Internet companies and online activists say Republicans have adopted the language of the net neutrality movement, even as they carry the water of the cable companies, and they are preparing for battle. Some of those same players blackened their website, appealed to their customers and ultimately torpedoed bipartisan legislation in 2012 to combat online piracy in a major new economy-old economy fight.
Once again, an Internet regulatory showdown might be guided as much by grass-roots guerrilla tactics as the lobbying of Comcast and Verizon. The FCC has received 4 million comments on net neutrality - overwhelmingly in favor - ahead of its Feb. 26 decision day, second only to Janet Jackson's "wardrobe malfunction" at the Super Bowl in 2004.
After Cruz called net neutrality "the biggest regulatory threat to the Internet" on his Facebook page, the entry was flooded with comments like "I'm a Republican, and I support Sen. Cruz, and I'm a big admirer, but on this, he's wrong, very wrong," or "I'm a Ted Cruz fan, but as a small website owner, it seems to me net neutrality is a good thing," and "Senator Cruz, you are risking alienating a huge part of your base by such a pro-monopoly stance. The battle for net neutrality is a conservative cause."
Internet activists, backed by many Internet companies, like Reddit, Vimeo, Netflix and Tumblr, staged an Internet slowdown in September to draw attention to their cause, much as online stunts by Wikipedia and Google in early 2012 stunned the powerful motion picture and music industries and helped bring down the Stop Online Piracy Act.
This time, the fight might be even more palpable to consumers. Companies like Netflix say they need protection against behemoths like Comcast, Verizon, AT&T and Time Warner, which could use their power over cable and fiber-optic lines to slow consumer access to websites that offer competing content or fail to pay for fast service.
Between summer 2013 and early 2014, Comcast customers found their access to Netflix getting progressively slower as Netflix's streaming grew more popular and Comcast refused to upgrade its capacity, Netflix officials say. Then last February, Netflix did what Comcast wanted: It paid a still-undisclosed sum and the problem went away.
"The reason I think Netflix has captured people's attention is what happened to our service was real, it was bad, and it was recent," said Corie Wright, director of global public policy at Netflix. "They think of that buffering signal and the video that didn't start and the problems that net neutrality is supposed to solve were literally brought home."

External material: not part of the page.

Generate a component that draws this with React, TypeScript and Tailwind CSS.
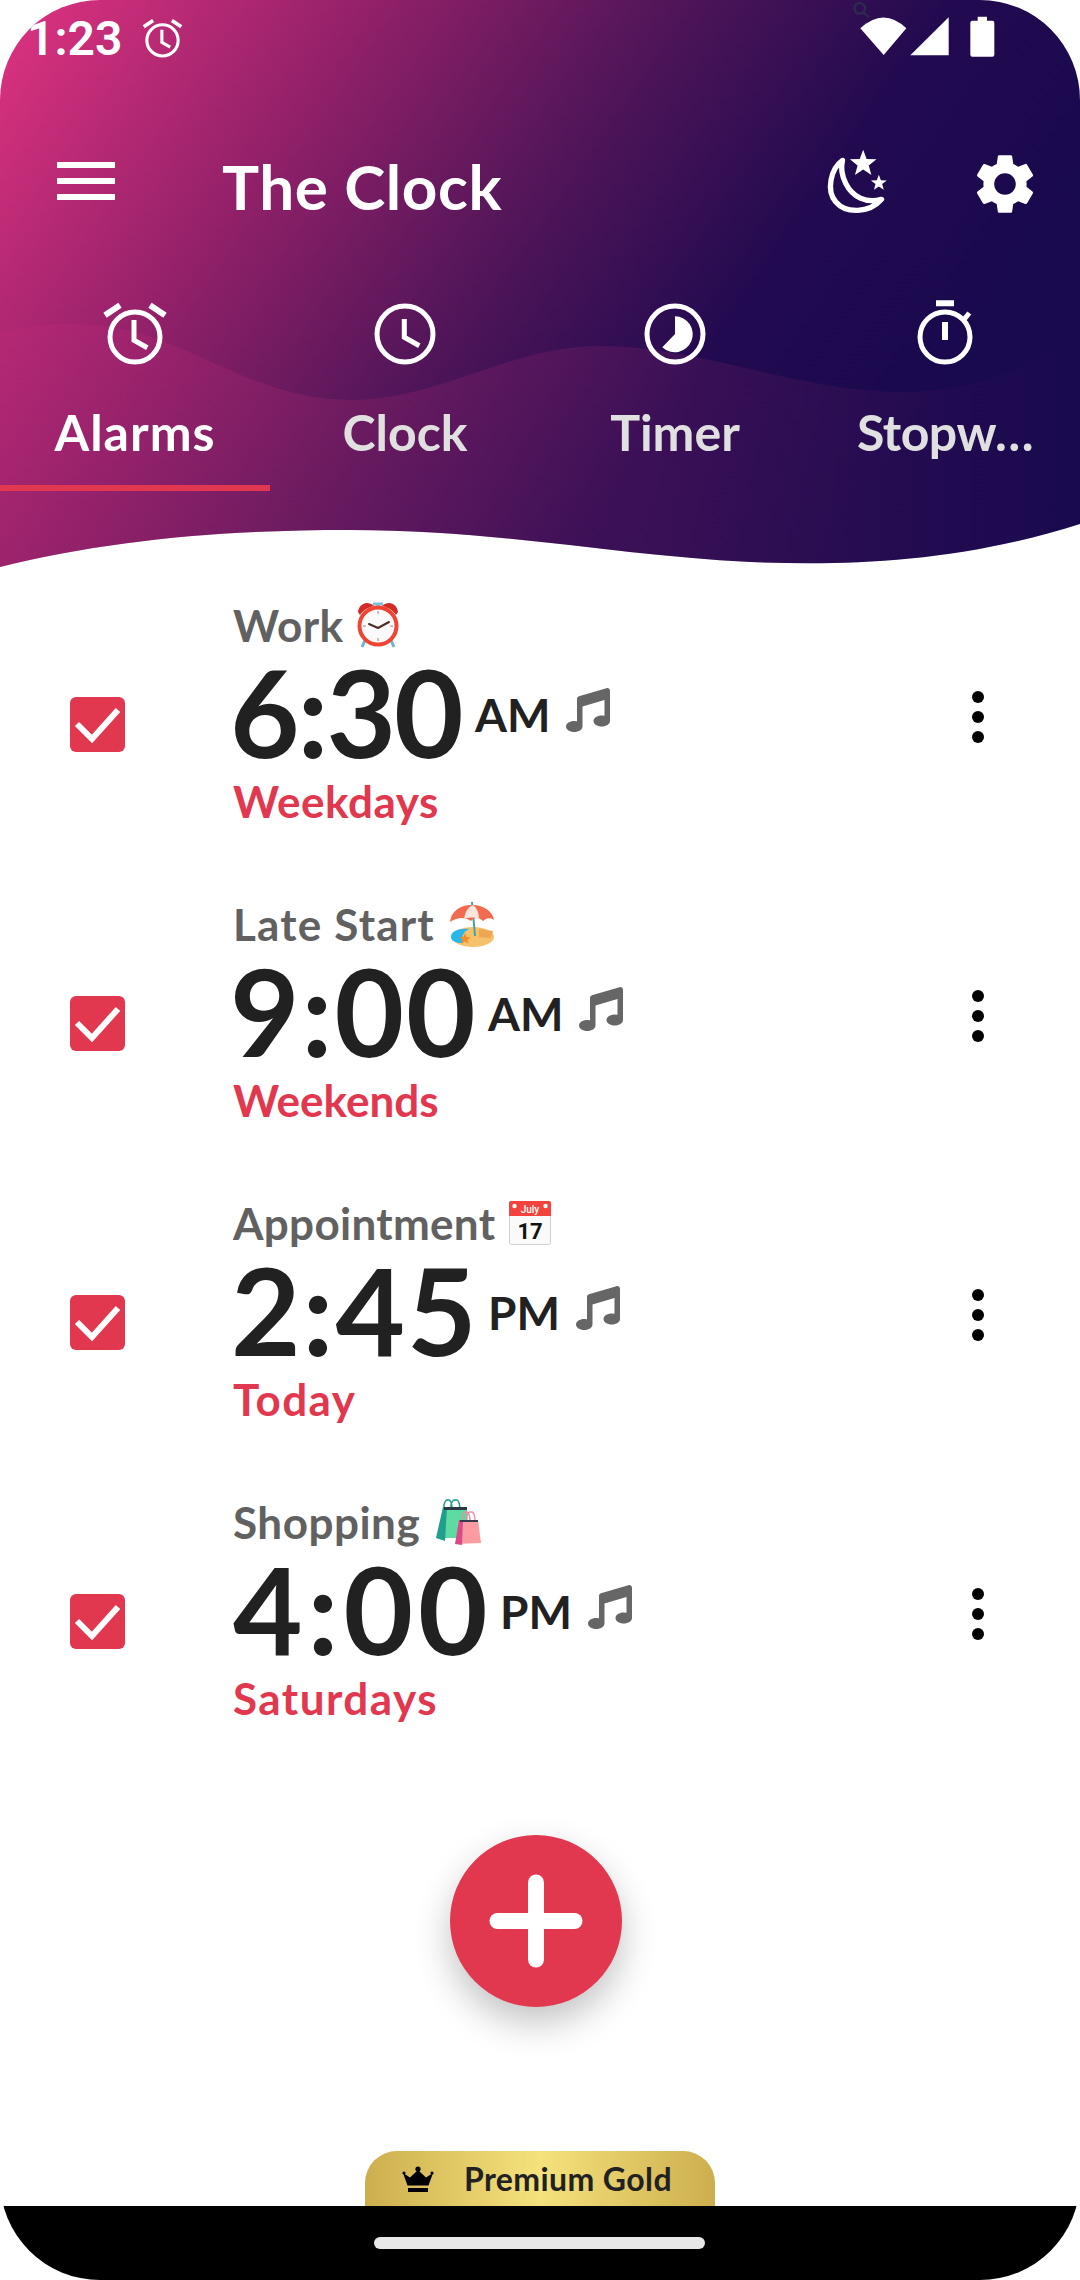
import React from "react";
import { FaMusic } from "react-icons/fa";
import { MdSettings } from "react-icons/md";

function star(cx: number, cy: number, r: number) {
  const pts: string[] = [];
  for (let i = 0; i < 10; i++) {
    const rad = i % 2 === 0 ? r : r * 0.42;
    const a = -Math.PI / 2 + (i * Math.PI) / 5;
    pts.push(`${cx + rad * Math.cos(a)},${cy + rad * Math.sin(a)}`);
  }
  return pts.join(" ");
}

function AlarmIcon({ size = 72 }: { size?: number }) {
  return (
    <svg width={size} height={size} viewBox="0 0 72 72" fill="none" stroke="#fff">
      <circle cx="36" cy="39" r="25" strokeWidth="5" />
      <path d="M35 22V42.3L48.3 49.7" strokeWidth="5" />
      <path d="M6 17.3L21 7.3M51 7.3L66 17.3" strokeWidth="6" />
    </svg>
  );
}
function ClockIcon() {
  return (
    <svg width="72" height="72" viewBox="0 0 72 72" fill="none" stroke="#fff">
      <circle cx="36" cy="36" r="28" strokeWidth="5" />
      <path d="M35.3 21V39.3L50.3 47.7" strokeWidth="5" />
    </svg>
  );
}
function TimerIcon() {
  return (
    <svg width="72" height="72" viewBox="0 0 72 72" fill="none">
      <circle cx="36" cy="36" r="28" strokeWidth="5" stroke="#fff" />
      <path d="M36 36V18.3A18 18 0 1 1 23.3 49.3Z" fill="#fff" />
    </svg>
  );
}
function StopwatchIcon() {
  return (
    <svg width="72" height="72" viewBox="0 0 72 72" fill="none" stroke="#fff">
      <circle cx="36" cy="39" r="25" strokeWidth="5" />
      <path d="M36 24V42M27 5.3H45" strokeWidth="6" />
      <path d="M54.3 22.3L60.3 15" strokeWidth="5" />
    </svg>
  );
}
function MoonIcon() {
  return (
    <svg width="67" height="70" viewBox="130 440 200 210" fill="none">
      <path
        d="M185 480C150 505 135 570 165 605C195 640 265 640 302 597C255 610 215 590 195 550C180 520 180 500 185 480Z"
        stroke="#fff"
        strokeWidth="16"
        strokeLinejoin="round"
      />
      <polygon points={star(247, 490, 42)} fill="#fff" />
      <polygon points={star(294, 548, 25)} fill="#fff" />
    </svg>
  );
}
function StatusIcons() {
  return (
    <svg width="150" height="60" viewBox="200 0 450 180">
      <circle cx="238" cy="25" r="16" fill="none" stroke="#2e2a4c" strokeWidth="7" />
      <path d="M250 37L266 52" stroke="#2e2a4c" strokeWidth="7" />
      <path d="M240 85Q310 20 378 85L310 165Z" fill="#fff" />
      <path d="M390 166L505 52V166Z" fill="#fff" />
      <path d="M592 50H620V62H636Q642 62 642 68V164Q642 170 636 170H576Q570 170 570 164V68Q570 62 576 62H592Z" fill="#fff" />
    </svg>
  );
}
function CrownIcon() {
  return (
    <svg width="32" height="26" viewBox="0 0 32 26" fill="#000">
      <circle cx="16" cy="3" r="2.6" />
      <circle cx="2" cy="7" r="1.6" />
      <circle cx="30" cy="7" r="1.6" />
      <path d="M1 7L8 11.5L16 4L24 11.5L31 7L26.5 19.5H5.5Z" />
      <rect x="6" y="22" width="20" height="4" />
    </svg>
  );
}

function EmojiAlarm() {
  return (
    <svg width="42" height="48" viewBox="0 0 42 48">
      <path d="M9 37L5 46M33 37L37 46" stroke="#6fb4d4" strokeWidth="3" />
      <path d="M21 2V8M16 3H26" stroke="#7cc0dc" strokeWidth="3" />
      <path d="M1 11C2 3 10 -1 17 5C12 6 6 9 3 14Z" fill="#d32a25" />
      <path d="M41 11C40 3 32 -1 25 5C30 6 36 9 39 14Z" fill="#d32a25" />
      <circle cx="21" cy="25" r="18.5" fill="#fafafa" stroke="#f04434" strokeWidth="4" />
      <path d="M21 27L12 23M21 27L32 21" stroke="#4e2d25" strokeWidth="2" strokeLinecap="round" />
      <g fill="#b9a79f">
        <rect x="20.4" y="10" width="1.4" height="3" />
        <rect x="20.4" y="37" width="1.4" height="3" />
        <rect x="6" y="24.4" width="3" height="1.4" />
        <rect x="33" y="24.4" width="3" height="1.4" />
      </g>
    </svg>
  );
}
function EmojiBeach() {
  return (
    <svg width="46" height="46" viewBox="0 0 46 46">
      <ellipse cx="24" cy="36" rx="21" ry="10" fill="#f5c26b" />
      <path d="M2 36C2 30 10 27 20 28C14 31 12 36 14 42C7 42 2 40 2 36Z" fill="#29b6e8" />
      <path d="M30 28L44 30L42 37L30 36Z" fill="#f0a552" />
      <path d="M23 1L26 35" stroke="#3fa5a8" strokeWidth="2" />
      <path d="M1 21C2 10 12 3 24 4C35 4 44 11 45 19C41 16 37 17 34 20C30 16 25 16 22 20C16 16 9 16 1 21Z" fill="#f26a50" />
      <path d="M15 18C16 11 19 6 24 4C28 7 30 12 30 18C26 16 20 16 15 18Z" fill="#fbe6dc" />
      <polygon points={star(16, 38, 6)} fill="#f58a26" />
    </svg>
  );
}
function EmojiCalendar() {
  return (
    <svg width="42" height="44" viewBox="0 0 42 44">
      <rect x="0.5" y="0.5" width="41" height="43" rx="2" fill="#fafafa" stroke="#d0d0d0" />
      <path d="M0 15V2Q0 0 2 0H40Q42 0 42 2V15Z" fill="#f4433c" />
      <circle cx="5.5" cy="5" r="2.2" fill="#fff" />
      <circle cx="36.5" cy="5" r="2.2" fill="#fff" />
      <text x="21" y="12" textAnchor="middle" fontSize="10" fontWeight="500" fill="#fff" fontFamily="Roboto, sans-serif">July</text>
      <text x="21" y="38" textAnchor="middle" fontSize="22" fontWeight="700" fill="#111" fontFamily="Roboto, sans-serif">17</text>
    </svg>
  );
}
function EmojiBags() {
  return (
    <svg width="46" height="48" viewBox="0 0 46 48">
      <path d="M8 14V7Q9 1 13 2Q16 3 16 12M15 14V7Q16 1 21 2Q24 3 24 14" fill="none" stroke="#26a58e" strokeWidth="1.6" />
      <path d="M7 9H31V40H2Z" fill="#5edba2" />
      <path d="M7 9H11L9 43L0 40Z" fill="#1f9f8c" />
      <path d="M8 9H31V12H8Z" fill="#2b3844" />
      <path d="M26 24V18Q28 13 31 14Q34 15 34 24M31 23V18Q32 13 36 14Q39 15 39 23" fill="none" stroke="#f08aa0" strokeWidth="1.4" />
      <path d="M23 22H42L45 45L20 46Z" fill="#fd9ba2" />
      <path d="M23 22H27L26 47L19 46Z" fill="#d84b86" />
      <path d="M24 22H42V24H24Z" fill="#3a3a4e" />
    </svg>
  );
}

const alarms = [
  { label: "Work", ltrack: "tracking-[0.4px]", emoji: <EmojiAlarm />, gap: "ml-[14px]", time: "6:30", track: "tracking-[-2px] ml-[-3px]", unit: "AM", tw: "w-[245px]", sub: "Weekdays", strack: "tracking-[0.5px]" },
  { label: "Late Start", ltrack: "tracking-[1.2px]", emoji: <EmojiBeach />, gap: "ml-[14px]", time: "9:00", track: "tracking-[2px] ml-[-3px]", unit: "AM", tw: "w-[258px]", sub: "Weekends", strack: "tracking-[0px]" },
  { label: "Appointment", ltrack: "tracking-[0.3px]", emoji: <EmojiCalendar />, gap: "ml-[14px]", time: "2:45", track: "tracking-[2px] ml-[-2px]", unit: "PM", tw: "w-[257px]", sub: "Today", strack: "tracking-[1.4px]" },
  { label: "Shopping", ltrack: "tracking-[0.5px]", emoji: <EmojiBags />, gap: "ml-[16px]", time: "4:00", track: "tracking-[5px]", unit: "PM", tw: "w-[267px]", sub: "Saturdays", strack: "tracking-[1.5px]" },
];

const tabs = [
  { label: "Alarms", icon: <AlarmIcon />, color: "text-white tracking-[1px]", bar: "bg-[#e2384f]" },
  { label: "Clock", icon: <ClockIcon />, color: "text-[#e0e0e0]", bar: "bg-transparent" },
  { label: "Timer", icon: <TimerIcon />, color: "text-[#e0e0e0]", bar: "bg-transparent" },
  { label: "Stopw…", icon: <StopwatchIcon />, color: "text-[#e0e0e0] tracking-[-0.5px]", bar: "bg-transparent" },
];

export default function App() {
  return (
    <div className="w-[1080px] h-[2280px] relative overflow-hidden rounded-[100px] bg-white flex flex-col font-['Lato',sans-serif]">
      <header className="relative h-[575px] shrink-0">
        <svg className="absolute inset-0" width="1080" height="575" viewBox="0 0 1080 575">
          <defs>
            <linearGradient id="hdr" gradientUnits="userSpaceOnUse" x1="0" y1="50" x2="800" y2="600">
              <stop offset="0" stopColor="#d9317e" />
              <stop offset="0.3" stopColor="#8f2068" />
              <stop offset="0.55" stopColor="#4f1558" />
              <stop offset="0.78" stopColor="#220a50" />
              <stop offset="1" stopColor="#19094e" />
            </linearGradient>
            <linearGradient id="lift" gradientUnits="userSpaceOnUse" x1="0" y1="0" x2="1080" y2="0">
              <stop offset="0" stopColor="#c02a78" stopOpacity="0.3" />
              <stop offset="0.6" stopColor="#a0286f" stopOpacity="0.2" />
              <stop offset="1" stopColor="#a0286f" stopOpacity="0" />
            </linearGradient>
          </defs>
          <path d="M0 0H1080V524C960 562 850 566 750 562C620 556 500 530 350 530C220 530 110 540 0 567Z" fill="url(#hdr)" />
          <path
            d="M0 333C40 322 100 318 160 340C230 368 280 400 350 400C440 400 510 346 600 346C700 346 800 392 900 392C990 392 1050 360 1080 315V524C960 562 850 566 750 562C620 556 500 530 350 530C220 530 110 540 0 567Z"
            fill="url(#lift)"
          />
        </svg>
        <div className="relative flex flex-col">
          <div className="h-[76px] flex items-start">
            <span className="ml-[27px] mt-[11px] text-[48px] leading-[56px] font-semibold text-white font-['Roboto',sans-serif]">1:23</span>
            <span className="ml-[18px] mt-[16px]">
              <AlarmIcon size={45} />
            </span>
            <span className="ml-auto mr-[83px]">
              <StatusIcons />
            </span>
          </div>
          <div className="h-[220px] flex items-center pl-[57px] pr-[45px]">
            <div className="w-[58px] flex flex-col gap-[10px] mt-[-10px]">
              <div className="h-[6px] bg-white" />
              <div className="h-[6px] bg-white" />
              <div className="h-[6px] bg-white" />
            </div>
            <span className="ml-[107px] text-[62px] leading-[72px] font-bold text-white tracking-[0.6px]">The Clock</span>
            <span className="ml-auto mt-[-9px]">
              <MoonIcon />
            </span>
            <span className="ml-[78px] mr-[-6px] mt-[-4px]">
              <MdSettings size={72} color="#fff" />
            </span>
          </div>
          <div className="h-[195px] grid grid-cols-4">
            {tabs.map((t) => (
              <div key={t.label} className="flex flex-col items-center">
                <div className="mt-[2px]">{t.icon}</div>
                <span className={`mt-[32px] text-[50px] leading-[60px] font-bold whitespace-nowrap ${t.color}`}>{t.label}</span>
                <div className={`mt-auto h-[6px] w-full ${t.bar}`} />
              </div>
            ))}
          </div>
        </div>
      </header>

      <main className="flex flex-col shrink-0">
        {alarms.map((a) => (
          <div key={a.label} className="h-[299px] flex items-center pl-[70px] pr-[96px]">
            <div className="w-[55px] h-[55px] rounded-[6px] bg-[#e2384f] shrink-0">
              <svg width="55" height="55" viewBox="0 0 55 55" fill="none">
                <path d="M7 27L22 42L48 13" stroke="#fff" strokeWidth="6" />
              </svg>
            </div>
            <div className="ml-[108px] flex flex-col mb-[24px]">
              <div className="flex items-center h-[60px]">
                <span className={`text-[44px] leading-[60px] font-bold text-[#616161] ${a.ltrack}`}>{a.label}</span>
                <span className={`${a.gap} flex`}>{a.emoji}</span>
              </div>
              <div className="flex items-center h-[110px] mt-[2px]">
                <span className={`${a.tw} text-[120px] leading-[110px] font-bold text-[#212121] ${a.track}`}>{a.time}</span>
                <span className="text-[46px] leading-[56px] font-bold text-[#212121] mt-[6px]">{a.unit}</span>
                <FaMusic size={44} color="#666" className="ml-[16px] mt-[-4px]" />
              </div>
              <span className={`mt-[4px] text-[44px] leading-[60px] font-bold text-[#e2384f] ${a.strack}`}>{a.sub}</span>
            </div>
            <div className="ml-auto flex flex-col gap-[8px] mb-[15px]">
              <div className="w-[12px] h-[12px] rounded-full bg-black" />
              <div className="w-[12px] h-[12px] rounded-full bg-black" />
              <div className="w-[12px] h-[12px] rounded-full bg-black" />
            </div>
          </div>
        ))}
      </main>

      <div className="flex-1 flex flex-col">
        <button className="relative mt-[64px] ml-[450px] w-[172px] h-[172px] rounded-full bg-[#e2384f] shadow-[0_16px_36px_rgba(0,0,0,0.24)] flex items-center justify-center">
          <svg width="94" height="94" viewBox="0 0 94 94">
            <rect x="0.5" y="39" width="93" height="16" rx="8" fill="#fff" />
            <rect x="39" y="0.5" width="16" height="93" rx="8" fill="#fff" />
          </svg>
        </button>
        <div className="mt-auto mx-auto w-[350px] h-[55px] rounded-t-[32px] bg-[linear-gradient(90deg,#cdae4e_0%,#f5e27c_50%,#cdae4e_100%)] flex items-center pl-[37px]">
          <CrownIcon />
          <span className="ml-[30px] text-[32px] leading-[40px] font-bold text-[#212121] tracking-[0.4px]">Premium Gold</span>
        </div>
      </div>

      <div className="h-[74px] shrink-0 bg-black flex justify-center pt-[31px] pr-[2px]">
        <div className="w-[331px] h-[12px] rounded-full bg-[#e8e8e8]" />
      </div>
    </div>
  );
}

Comcast officials declined to comment, citing FCC deliberations, not only on net neutrality regulations but also on the company's merger with NBCUniversal. But in a filing to the FCC last month, the company said reclassifying wireless and wired broadband service as a regulated public utility would harm investment and diminish capacity. If a broadband company throttled access to popular sites like Netflix, the company contends, customers would simply go to a competitor.
In that sense, broadband providers argue, net neutrality is a solution in search of a problem.
"The public discourse on open Internet issues has now reached a fever pitch," Comcast wrote. "Emotion and hyperbole are substituting for fact."
Verizon, in its company public policy blog, was even more blunt, blaming Netflix for the slow service Verizon customers were complaining about. Despite "an unprecedented amount of data" to send, the video streaming company was using cut-rate providers - "(perhaps to cut costs and improve its profitability)" - to carry content to the big broadband companies, Verizon said. "Netflix knew better. Netflix is responsible," Verizon said.
Internet activists say the "solution in search of a problem" argument is growing thin, after the Netflix episode and other issues. And the coalition appears to be girding for a fight - and hoping to catch politicians on the wrong side of what one cable lobbyist called "religion" more than policy discourse.
"The libertarian conservative base is pretty astute at recognizing crony capitalism and understand how campaign finance and corporate influence affects policy," said David Segal, executive director of Demand Progress, a net neutrality advocacy group. "And this is a pretty transparent moment for all that."